In the rectangle $\Omega =\{(x,t) | 0<x<1, 0<t<T\}$ we consider an initial-boundary value problem for a singularly perturbed parabolic equation
$$ \varepsilon^2\left(a^2\frac{\partial^2 u}{\partial x^2}-\frac{\partial u}{\partial t}\right)=F(u,x,t,\varepsilon), (x,t)\in \Omega, $$

$$ u(x,0,\varepsilon)=\varphi(x), 0\le x\le 1, $$

$$ u(0,t,\varepsilon)=\psi_1(t), u(1,t,\varepsilon)=\psi_2(t), 0\le t\le T. $$
It is assumed that at the corner points of the rectangle the function $F$ with respect to the variable $u$ is cubic. To construct the asymptotics of the solution to the problem, the nonlinear method of angular boundary functions is used, which involves the following steps:
1) splitting the area into parts;
2) construction in each subdomain of lower and upper solutions of the problem;
3) continuous joining of the lower and upper solutions on the common boundaries of the subdomains;
4) subsequent smoothing of piecewise continuous lower and upper solutions.
In the present work, we succeeded in constructing barrier functions suitable for the entire region at once.

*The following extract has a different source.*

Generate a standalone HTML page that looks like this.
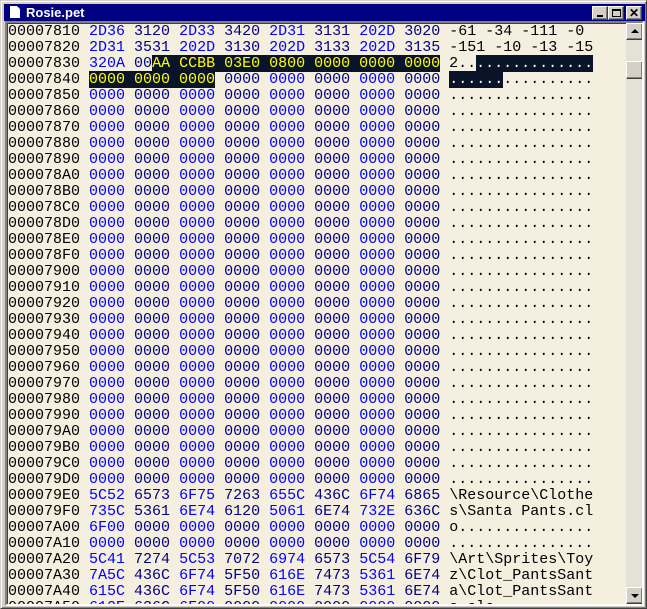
<!DOCTYPE html>
<html><head><meta charset="utf-8"><style>
*{margin:0;padding:0;box-sizing:border-box}
body{width:647px;height:609px;background:#d4d0c8;position:relative;overflow:hidden;font-family:"Liberation Sans",sans-serif}
.win{position:absolute;left:0;top:0;width:647px;height:609px;border:1px solid;border-color:#d4d0c8 #404040 #404040 #d4d0c8;box-shadow:inset 1px 1px 0 #fff,inset -1px -1px 0 #808080}
.title{position:absolute;left:3px;top:3px;width:641px;height:17px;background:#000080}
.title .t{position:absolute;left:22px;top:1px;color:#fff;font-weight:bold;font-size:13px}
.doc{position:absolute;left:6px;top:2px;width:10px;height:12px;background:#fff}
.doc:after{content:"";position:absolute;right:0;top:0;border-style:solid;border-width:0 3px 3px 0;border-color:transparent #000080 transparent transparent}
.btn{position:absolute;top:2px;width:16px;height:14px;background:#d4d0c8;border:1px solid;border-color:#fff #404040 #404040 #fff;box-shadow:inset -1px -1px 0 #808080}
.content{position:absolute;left:4px;top:20px;width:639px;height:585px;border:2px solid;border-color:#808080 #fff #fff #808080;box-shadow:inset 1px 1px 0 #404040;background:#f5efe0;overflow:hidden}
.rows{position:absolute;left:1px;top:1px;font-family:"Liberation Mono",monospace;font-size:15px;line-height:16px;color:#000}
.rows div{height:16px;white-space:pre}
.b{color:#0000ff}.n{color:#000080}
.h{background:#0a1428;color:#ffff00}
.ha{background:#0a1428;color:#fff}
.sb{position:absolute;left:619px;top:0;width:17px;height:581px;background:#e4e1d6}
.sbtn{position:absolute;left:0;width:17px;height:17px;background:#d4d0c8;border:1px solid;border-color:#fff #404040 #404040 #fff;box-shadow:inset -1px -1px 0 #808080}
</style></head><body>
<div class="win">
<div class="title"><div class="doc"></div><div class="t">Rosie.pet</div>
<div class="btn" style="left:588px"><div style="position:absolute;left:4px;top:8px;width:6px;height:2px;background:#000"></div></div>
<div class="btn" style="left:604px"><div style="position:absolute;left:3px;top:2px;width:9px;height:8px;border:1px solid #000;border-top-width:2px"></div></div>
<div class="btn" style="left:622px;font-size:12px;font-weight:bold;text-align:center;line-height:12px">✕</div>
</div>
<div class="content">
<div class="rows"><div>00007810 <span class="b">2D36</span> <span class="n">3120</span> <span class="b">2D33</span> <span class="n">3420</span> <span class="b">2D31</span> <span class="n">3131</span> <span class="b">202D</span> <span class="n">3020</span> -61 -34 -111 -0</div><div>00007820 <span class="b">2D31</span> <span class="n">3531</span> <span class="b">202D</span> <span class="n">3130</span> <span class="b">202D</span> <span class="n">3133</span> <span class="b">202D</span> <span class="n">3135</span> -151 -10 -13 -15</div><div>00007830 <span class="b">320A</span> <span class="n">00</span><span class="h">AA CCBB 03E0 0800 0000 0000 0000</span> 2..<span class="ha">.............</span></div><div>00007840 <span class="h">0000 0000 0000</span> <span class="n">0000</span> <span class="b">0000</span> <span class="n">0000</span> <span class="b">0000</span> <span class="n">0000</span> <span class="ha">......</span>..........</div><div>00007850 <span class="b">0000</span> <span class="n">0000</span> <span class="b">0000</span> <span class="n">0000</span> <span class="b">0000</span> <span class="n">0000</span> <span class="b">0000</span> <span class="n">0000</span> ................</div><div>00007860 <span class="b">0000</span> <span class="n">0000</span> <span class="b">0000</span> <span class="n">0000</span> <span class="b">0000</span> <span class="n">0000</span> <span class="b">0000</span> <span class="n">0000</span> ................</div><div>00007870 <span class="b">0000</span> <span class="n">0000</span> <span class="b">0000</span> <span class="n">0000</span> <span class="b">0000</span> <span class="n">0000</span> <span class="b">0000</span> <span class="n">0000</span> ................</div><div>00007880 <span class="b">0000</span> <span class="n">0000</span> <span class="b">0000</span> <span class="n">0000</span> <span class="b">0000</span> <span class="n">0000</span> <span class="b">0000</span> <span class="n">0000</span> ................</div><div>00007890 <span class="b">0000</span> <span class="n">0000</span> <span class="b">0000</span> <span class="n">0000</span> <span class="b">0000</span> <span class="n">0000</span> <span class="b">0000</span> <span class="n">0000</span> ................</div><div>000078A0 <span class="b">0000</span> <span class="n">0000</span> <span class="b">0000</span> <span class="n">0000</span> <span class="b">0000</span> <span class="n">0000</span> <span class="b">0000</span> <span class="n">0000</span> ................</div><div>000078B0 <span class="b">0000</span> <span class="n">0000</span> <span class="b">0000</span> <span class="n">0000</span> <span class="b">0000</span> <span class="n">0000</span> <span class="b">0000</span> <span class="n">0000</span> ................</div><div>000078C0 <span class="b">0000</span> <span class="n">0000</span> <span class="b">0000</span> <span class="n">0000</span> <span class="b">0000</span> <span class="n">0000</span> <span class="b">0000</span> <span class="n">0000</span> ................</div><div>000078D0 <span class="b">0000</span> <span class="n">0000</span> <span class="b">0000</span> <span class="n">0000</span> <span class="b">0000</span> <span class="n">0000</span> <span class="b">0000</span> <span class="n">0000</span> ................</div><div>000078E0 <span class="b">0000</span> <span class="n">0000</span> <span class="b">0000</span> <span class="n">0000</span> <span class="b">0000</span> <span class="n">0000</span> <span class="b">0000</span> <span class="n">0000</span> ................</div><div>000078F0 <span class="b">0000</span> <span class="n">0000</span> <span class="b">0000</span> <span class="n">0000</span> <span class="b">0000</span> <span class="n">0000</span> <span class="b">0000</span> <span class="n">0000</span> ................</div><div>00007900 <span class="b">0000</span> <span class="n">0000</span> <span class="b">0000</span> <span class="n">0000</span> <span class="b">0000</span> <span class="n">0000</span> <span class="b">0000</span> <span class="n">0000</span> ................</div><div>00007910 <span class="b">0000</span> <span class="n">0000</span> <span class="b">0000</span> <span class="n">0000</span> <span class="b">0000</span> <span class="n">0000</span> <span class="b">0000</span> <span class="n">0000</span> ................</div><div>00007920 <span class="b">0000</span> <span class="n">0000</span> <span class="b">0000</span> <span class="n">0000</span> <span class="b">0000</span> <span class="n">0000</span> <span class="b">0000</span> <span class="n">0000</span> ................</div><div>00007930 <span class="b">0000</span> <span class="n">0000</span> <span class="b">0000</span> <span class="n">0000</span> <span class="b">0000</span> <span class="n">0000</span> <span class="b">0000</span> <span class="n">0000</span> ................</div><div>00007940 <span class="b">0000</span> <span class="n">0000</span> <span class="b">0000</span> <span class="n">0000</span> <span class="b">0000</span> <span class="n">0000</span> <span class="b">0000</span> <span class="n">0000</span> ................</div><div>00007950 <span class="b">0000</span> <span class="n">0000</span> <span class="b">0000</span> <span class="n">0000</span> <span class="b">0000</span> <span class="n">0000</span> <span class="b">0000</span> <span class="n">0000</span> ................</div><div>00007960 <span class="b">0000</span> <span class="n">0000</span> <span class="b">0000</span> <span class="n">0000</span> <span class="b">0000</span> <span class="n">0000</span> <span class="b">0000</span> <span class="n">0000</span> ................</div><div>00007970 <span class="b">0000</span> <span class="n">0000</span> <span class="b">0000</span> <span class="n">0000</span> <span class="b">0000</span> <span class="n">0000</span> <span class="b">0000</span> <span class="n">0000</span> ................</div><div>00007980 <span class="b">0000</span> <span class="n">0000</span> <span class="b">0000</span> <span class="n">0000</span> <span class="b">0000</span> <span class="n">0000</span> <span class="b">0000</span> <span class="n">0000</span> ................</div><div>00007990 <span class="b">0000</span> <span class="n">0000</span> <span class="b">0000</span> <span class="n">0000</span> <span class="b">0000</span> <span class="n">0000</span> <span class="b">0000</span> <span class="n">0000</span> ................</div><div>000079A0 <span class="b">0000</span> <span class="n">0000</span> <span class="b">0000</span> <span class="n">0000</span> <span class="b">0000</span> <span class="n">0000</span> <span class="b">0000</span> <span class="n">0000</span> ................</div><div>000079B0 <span class="b">0000</span> <span class="n">0000</span> <span class="b">0000</span> <span class="n">0000</span> <span class="b">0000</span> <span class="n">0000</span> <span class="b">0000</span> <span class="n">0000</span> ................</div><div>000079C0 <span class="b">0000</span> <span class="n">0000</span> <span class="b">0000</span> <span class="n">0000</span> <span class="b">0000</span> <span class="n">0000</span> <span class="b">0000</span> <span class="n">0000</span> ................</div><div>000079D0 <span class="b">0000</span> <span class="n">0000</span> <span class="b">0000</span> <span class="n">0000</span> <span class="b">0000</span> <span class="n">0000</span> <span class="b">0000</span> <span class="n">0000</span> ................</div><div>000079E0 <span class="b">5C52</span> <span class="n">6573</span> <span class="b">6F75</span> <span class="n">7263</span> <span class="b">655C</span> <span class="n">436C</span> <span class="b">6F74</span> <span class="n">6865</span> \Resource\Clothe</div><div>000079F0 <span class="b">735C</span> <span class="n">5361</span> <span class="b">6E74</span> <span class="n">6120</span> <span class="b">5061</span> <span class="n">6E74</span> <span class="b">732E</span> <span class="n">636C</span> s\Santa Pants.cl</div><div>00007A00 <span class="b">6F00</span> <span class="n">0000</span> <span class="b">0000</span> <span class="n">0000</span> <span class="b">0000</span> <span class="n">0000</span> <span class="b">0000</span> <span class="n">0000</span> o...............</div><div>00007A10 <span class="b">0000</span> <span class="n">0000</span> <span class="b">0000</span> <span class="n">0000</span> <span class="b">0000</span> <span class="n">0000</span> <span class="b">0000</span> <span class="n">0000</span> ................</div><div>00007A20 <span class="b">5C41</span> <span class="n">7274</span> <span class="b">5C53</span> <span class="n">7072</span> <span class="b">6974</span> <span class="n">6573</span> <span class="b">5C54</span> <span class="n">6F79</span> \Art\Sprites\Toy</div><div>00007A30 <span class="b">7A5C</span> <span class="n">436C</span> <span class="b">6F74</span> <span class="n">5F50</span> <span class="b">616E</span> <span class="n">7473</span> <span class="b">5361</span> <span class="n">6E74</span> z\Clot_PantsSant</div><div>00007A40 <span class="b">615C</span> <span class="n">436C</span> <span class="b">6F74</span> <span class="n">5F50</span> <span class="b">616E</span> <span class="n">7473</span> <span class="b">5361</span> <span class="n">6E74</span> a\Clot_PantsSant</div><div>00007A50 <span class="b">612E</span> <span class="n">636C</span> <span class="b">6F00</span> <span class="n">0000</span> <span class="b">0000</span> <span class="n">0000</span> <span class="b">0000</span> <span class="n">0000</span> a.clo...........</div></div>
<div class="sb">
<div class="sbtn" style="top:0"><div style="position:absolute;left:4px;top:5px;border-style:solid;border-width:0 4px 4px 4px;border-color:transparent transparent #000 transparent"></div></div>
<div class="sbtn" style="top:38px;height:18px"></div>
<div class="sbtn" style="top:564px"><div style="position:absolute;left:4px;top:6px;border-style:solid;border-width:4px 4px 0 4px;border-color:#000 transparent transparent transparent"></div></div>
</div>
</div>
</div>
</body></html>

The form of barrier functions is determined using boundary-layer functions that are solutions of ordinary differential equations, as well as taking into account the necessary properties of the desired solutions. As a result, a complete asymptotic expansion of the solution for $\varepsilon\rightarrow 0$ is constructed and its uniformity in a closed rectangle is justified.